Get a Room

Admittedly, this title is a tad misleading.  However, it is apropos considering my blog is titled “deep thoughts on random stuff.”

So, “get a room” in this case is based on some thoughts a bit deeper emotionally than the usual meaning of begging someone to please cease their public displays of affection.  Rooms in dreams and in song lyrics are often more than just rooms in architecture or design.

Various rooms, as they appear in dreams, represent parts of the self, one’s personality or subconscious.  For example, a living room might allude to your public self, the bathroom is probably your secret self, and the bedroom, your private self.

I recently wrote a column entitled, “Lifelong Learning.”  As it turns out, that must be a theme circulating inside my head in that I dreamt about having a different kind of desk in every room in my house.

As dream theory would have it, I must then be emotionally hard at work on my various aspects of self, private, public, and secret.  Presumably the goal is achieving peace, contentment, satisfaction, even happiness in all those areas.

I’m recently preoccupied with the Pharrell song, “Happy.”  I’ve been stuck in rewind on the line, “happy…clap along if you feel like a room without a roof.”

You’re welcome.  Did I plant a song line in your repeat loop?  It’s kind of like that Cher line, “do you believe in love after love!”  Again, you’re welcome.

Back to “Happy,” I engaged a bit in revelry envisioning Pharrell’s room without a roof.  It was fun, and made me happy, if you will.

My room started out commensurate with the “It’s a small world,” attraction as it was at Disney World in the mid-70s when I first saw it as a young adult.  I remember looking up from a moving seat to a chock-full roofless room of mostly white, sparkly, magical stuff with the “small world” song stuck on repeat.

Walt Disney, innovator in animation said, “if you can dream it, you can do it.”  So, my desk in every room encourages me that my thinking cap is intact and operative in every area of my life.

What does your roofless room look like?  I imagine my neighbor’s roofless room of happiness closely resembles his museum-like “hunting” room.  I’ve never seen anything else like it.

But we don’t have to have an actual room in which to enter a happy place.  We need only our imagination.

I’ve always loved the thought that books can take you anywhere in the world, even to other worlds.  And one of my all-time favorite books is Anne of Green Gables, where heroine Anne Shirley uses her vivid imagination to “see what she can be.”

In 2012, tennis great, Billie Jean King said, “you have to see it to be it.”  It seems a bit corny, but it speaks of the power of vision.

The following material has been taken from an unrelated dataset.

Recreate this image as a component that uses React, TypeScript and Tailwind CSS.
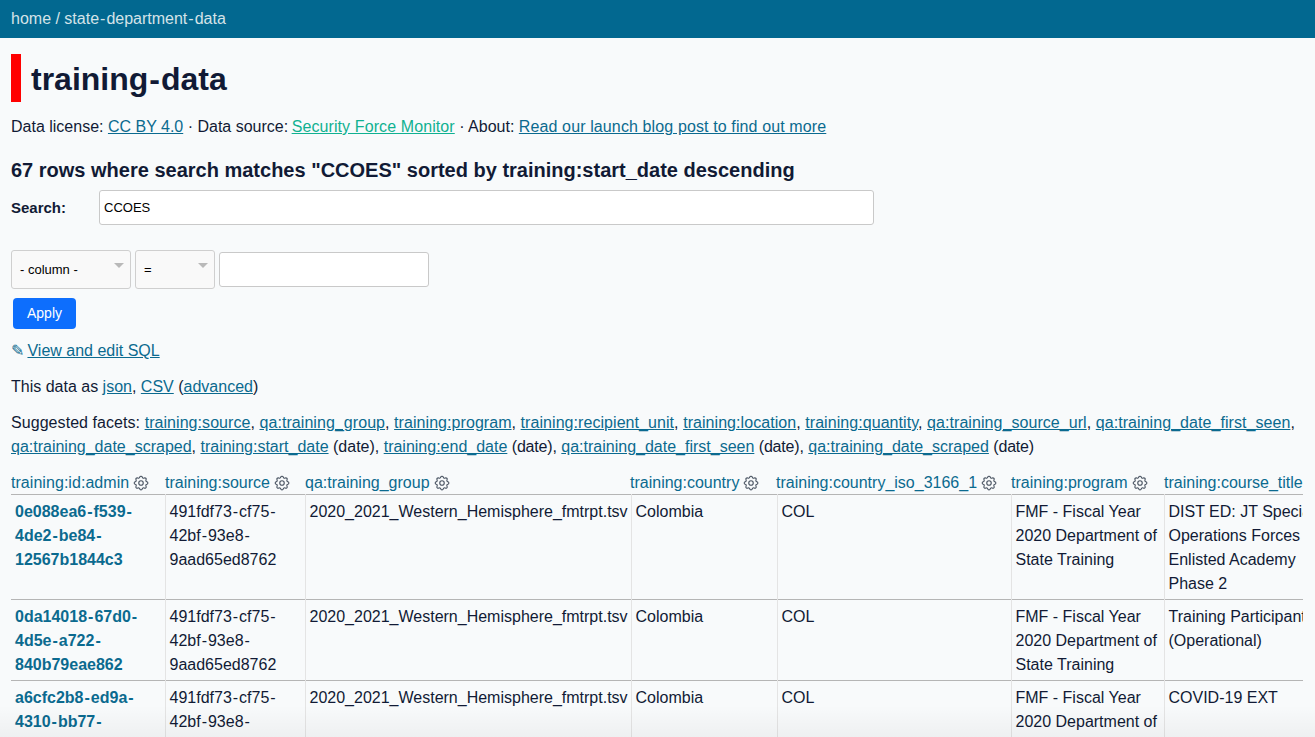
const rows = [
  {
    id: ["0e088ea6-f539-", "4de2-be84-", "12567b1844c3"],
    source: ["491fdf73-cf75-", "42bf-93e8-", "9aad65ed8762"],
    program: ["FMF - Fiscal Year", "2020 Department of", "State Training"],
    title: ["DIST ED: JT Special", "Operations Forces", "Enlisted Academy", "Phase 2"],
  },
  {
    id: ["0da14018-67d0-", "4d5e-a722-", "840b79eae862"],
    source: ["491fdf73-cf75-", "42bf-93e8-", "9aad65ed8762"],
    program: ["FMF - Fiscal Year", "2020 Department of", "State Training"],
    title: ["Training Participant", "(Operational)"],
  },
  {
    id: ["a6cfc2b8-ed9a-", "4310-bb77-"],
    source: ["491fdf73-cf75-", "42bf-93e8-", "9aad65ed8762"],
    program: ["FMF - Fiscal Year", "2020 Department of", "State Training"],
    title: ["COVID-19 EXT"],
  },
]

const columns = [
  { name: "training:id:admin", width: "w-[154px]", label: "tracking-[0.05px]" },
  { name: "training:source", width: "w-[140px]", label: "" },
  { name: "qa:training_group", width: "w-[326px]", label: "" },
  { name: "training:country", width: "w-[146px]", label: "ml-[-1px]" },
  { name: "training:country_iso_3166_1", width: "w-[234px]", label: "ml-[-1px]" },
  { name: "training:program", width: "w-[153px]", label: "" },
  { name: "training:course_title", width: "w-[161px]", label: "" },
]

const facets = [
  "training:source",
  "qa:training_group",
  "training:program",
  "training:recipient_unit",
  "training:location",
  "training:quantity",
  "qa:training_source_url",
  "qa:training_date_first_seen",
]

const linkClass = "text-[#0b6a8f] underline"

function Gear() {
  return (
    <svg
      width="18"
      height="18"
      viewBox="0 0 24 24"
      fill="none"
      stroke="#4b5563"
      strokeWidth="1.5"
      strokeLinecap="round"
      strokeLinejoin="round"
      className="ml-[3px] inline-block align-[-4px]"
    >
      <path d="M10.3 4.3c.4-1.8 3-1.8 3.4 0a1.7 1.7 0 0 0 2.6 1.1c1.5-1 3.4.9 2.4 2.4a1.7 1.7 0 0 0 1.1 2.5c1.8.4 1.8 3 0 3.4a1.7 1.7 0 0 0-1.1 2.6c1 1.5-.9 3.4-2.4 2.4a1.7 1.7 0 0 0-2.6 1.1c-.4 1.8-3 1.8-3.4 0a1.7 1.7 0 0 0-2.5-1.1c-1.5 1-3.4-.9-2.4-2.4a1.7 1.7 0 0 0-1.1-2.6c-1.8-.4-1.8-3 0-3.4a1.7 1.7 0 0 0 1.1-2.5c-1-1.5.9-3.4 2.4-2.4a1.7 1.7 0 0 0 2.5-1.1z" />
      <circle cx="12" cy="12" r="3" />
    </svg>
  )
}

// hyphens between word parts sit wider in the reference's font
function Hyphened({ text }: { text: string }) {
  const parts = text.split("-")
  return (
    <>
      {parts.map((part, i) => (
        <span key={i}>
          {part}
          {i < parts.length - 1 && <span className="mx-[1px]">-</span>}
        </span>
      ))}
    </>
  )
}

function Lines({ items, hyphens }: { items: string[]; hyphens?: boolean }) {
  return (
    <>
      {items.map((line) => (
        <div key={line} className="whitespace-nowrap">
          {hyphens ? <Hyphened text={line} /> : line}
        </div>
      ))}
    </>
  )
}

function Caret() {
  return (
    <span className="absolute top-[12px] right-[6px] h-0 w-0 border-x-[5px] border-t-[5px] border-x-transparent border-t-[#b9b9b9]" />
  )
}

export default function App() {
  return (
    <div className="relative h-screen overflow-hidden bg-[#f8fafb] font-['Liberation_Sans',Arial,sans-serif] text-[16px] leading-[24px] text-[#111a35]">
      <header className="flex h-[38px] items-center bg-[#026890] px-[11px] text-[#d4e3e8]">
        <span>
          home / <Hyphened text="state-department-data" />
        </span>
      </header>

      <main className="px-[11px]">
        <h1 className="mt-[16px] flex h-[48px] items-center border-l-[10px] border-[#ff0000] pt-[2px] pl-[10px] text-[32px] font-bold text-[#111a35]">
          <span>
            <Hyphened text="training-data" />
          </span>
        </h1>

        <p className="mt-[13px] whitespace-nowrap">
          Data license: <a className={linkClass}>CC BY 4.0</a> · Data source:{" "}
          <a className="ml-[-1px] tracking-[0.1px] text-[#10b191] underline">Security Force Monitor</a> · About:{" "}
          <a className={`${linkClass} tracking-[0.12px]`}>Read our launch blog post to find out more</a>
        </p>

        <h3 className="mt-[19px] text-[20px] font-bold">
          67 rows where search matches "CCOES" sorted by training:start_date descending
        </h3>

        <div className="mt-[8px] flex items-center">
          <label className="w-[88px] text-[15px] font-bold">Search:</label>
          <input
            readOnly
            value="CCOES"
            className="h-[35px] w-[775px] rounded-[3px] border border-[#c9c9c9] bg-white px-[4px] text-[13px] text-black"
          />
        </div>

        <div className="mt-[25px] flex items-center gap-[4px]">
          <div className="relative flex h-[39px] w-[120px] items-center rounded-[3px] border border-[#cfcfcf] bg-[#f9f9f9] pt-[1px] pl-[8px] text-[13px] text-black">
            - column -
            <Caret />
          </div>
          <div className="relative flex h-[39px] w-[80px] items-center rounded-[3px] border border-[#cfcfcf] bg-[#f9f9f9] pt-[1px] pl-[8px] text-[13px] text-black">
            =
            <Caret />
          </div>
          <input className="h-[35px] w-[210px] rounded-[3px] border border-[#c9c9c9] bg-white" />
        </div>

        <button className="mt-[9px] ml-[2px] flex h-[31px] w-[63px] items-center justify-center rounded-[4px] bg-[#0d6efd] pb-[2px] text-[14px] text-white">
          Apply
        </button>

        <p className="mt-[10px]">
          <span className="text-[#0b6a8f]">✎</span> <a className={`${linkClass} ml-[-1px]`}>View and edit SQL</a>
        </p>

        <p className="mt-[12px]">
          This data as <a className={linkClass}>json</a>, <a className={linkClass}>CSV</a> (
          <a className={linkClass}>advanced</a>)
        </p>

        <p className="mt-[12px] whitespace-nowrap">
          <span className="tracking-[0.06px]">
            Suggested facets:{" "}
            {facets.map((facet) => (
              <span key={facet}>
                <a className={linkClass}>{facet}</a>,{" "}
              </span>
            ))}
          </span>
          <br />
          <a className={linkClass}>qa:training_date_scraped</a>, <a className={linkClass}>training:start_date</a>{" "}
          (date), <a className={linkClass}>training:end_date</a> <span className="tracking-[-0.2px]">(date)</span>,{" "}
          <a className={linkClass}>qa:training_date_first_seen</a> <span className="tracking-[-0.2px]">(date)</span>,{" "}
          <a className={linkClass}>qa:training_date_scraped</a> <span className="tracking-[-0.2px]">(date)</span>
        </p>

        <div className="mt-[12px] w-[1292px] overflow-hidden">
          <table className="w-[1314px] table-fixed border-collapse">
            <thead>
              <tr className="border-b border-[#b5b5b5]">
                {columns.map((col, i) => (
                  <th
                    key={col.name}
                    className={`${col.width} whitespace-nowrap p-0 pt-[1px] text-left align-top leading-[22px] font-normal text-[#0b6a8f]`}
                  >
                    <span className={col.label}>{col.name}</span>
                    {i < 6 && <Gear />}
                  </th>
                ))}
              </tr>
            </thead>
            <tbody>
              {rows.map((row) => (
                <tr key={row.id[0]} className="border-b border-[#b5b5b5] align-top">
                  <td className="px-[4px] pt-[5px] pb-[3px] font-bold text-[#0b6a8f]">
                    <Lines items={row.id} hyphens />
                  </td>
                  <td className="border-l border-[#e4e4e4] px-[4px] pt-[5px] pb-[3px]">
                    <Lines items={row.source} hyphens />
                  </td>
                  <td className="border-l border-[#e4e4e4] px-[4px] pt-[5px]">
                    2020_2021_Western_Hemisphere_fmtrpt.tsv
                  </td>
                  <td className="border-l border-[#e4e4e4] px-[4px] pt-[5px]">Colombia</td>
                  <td className="border-l border-[#e4e4e4] px-[4px] pt-[5px]">COL</td>
                  <td className="border-l border-[#e4e4e4] px-[4px] pt-[5px]">
                    <Lines items={row.program} />
                  </td>
                  <td className="border-l border-[#e4e4e4] px-[4px] pt-[5px] pb-[3px]">
                    <Lines items={row.title} />
                  </td>
                </tr>
              ))}
            </tbody>
          </table>
        </div>
      </main>

      <div className="pointer-events-none absolute inset-x-0 bottom-0 h-[32px] bg-gradient-to-b from-transparent to-black/[0.04]" />
    </div>
  )
}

Vision is such a gift.  If you can envision a room without a roof, if you can enter a happy place in your imagination, I believe it’s possible to be happy from your head to your toes, even if it’s only for a blessed moment before you must come back down to earth.

Oh, that we could all be visionaries.  I wonder sometimes if we inhabitants of this planet have allowed our minds to become so glued to the floor that we can’t imagine anything other than the garbage that is fed to us from various media outlets or the multitudinous negative people who pass in and out of our lives, concretely or virtually.

If you were to imagine yourself as a room, what room would that be?  How is it furnished?  What are the colors which dominate the room?

Is your room enclosed with four walls, a ceiling and a floor?  Or is your room outdoors?  Are you a traditional room, a custom room, or a far-out room?

Are the dimensions of your room strictly measured and inside the box?  Or would a carpenter have fits accommodating your vision of your room?

Do me a favor and at least let your room be one without a roof.  Let the sky be your limit.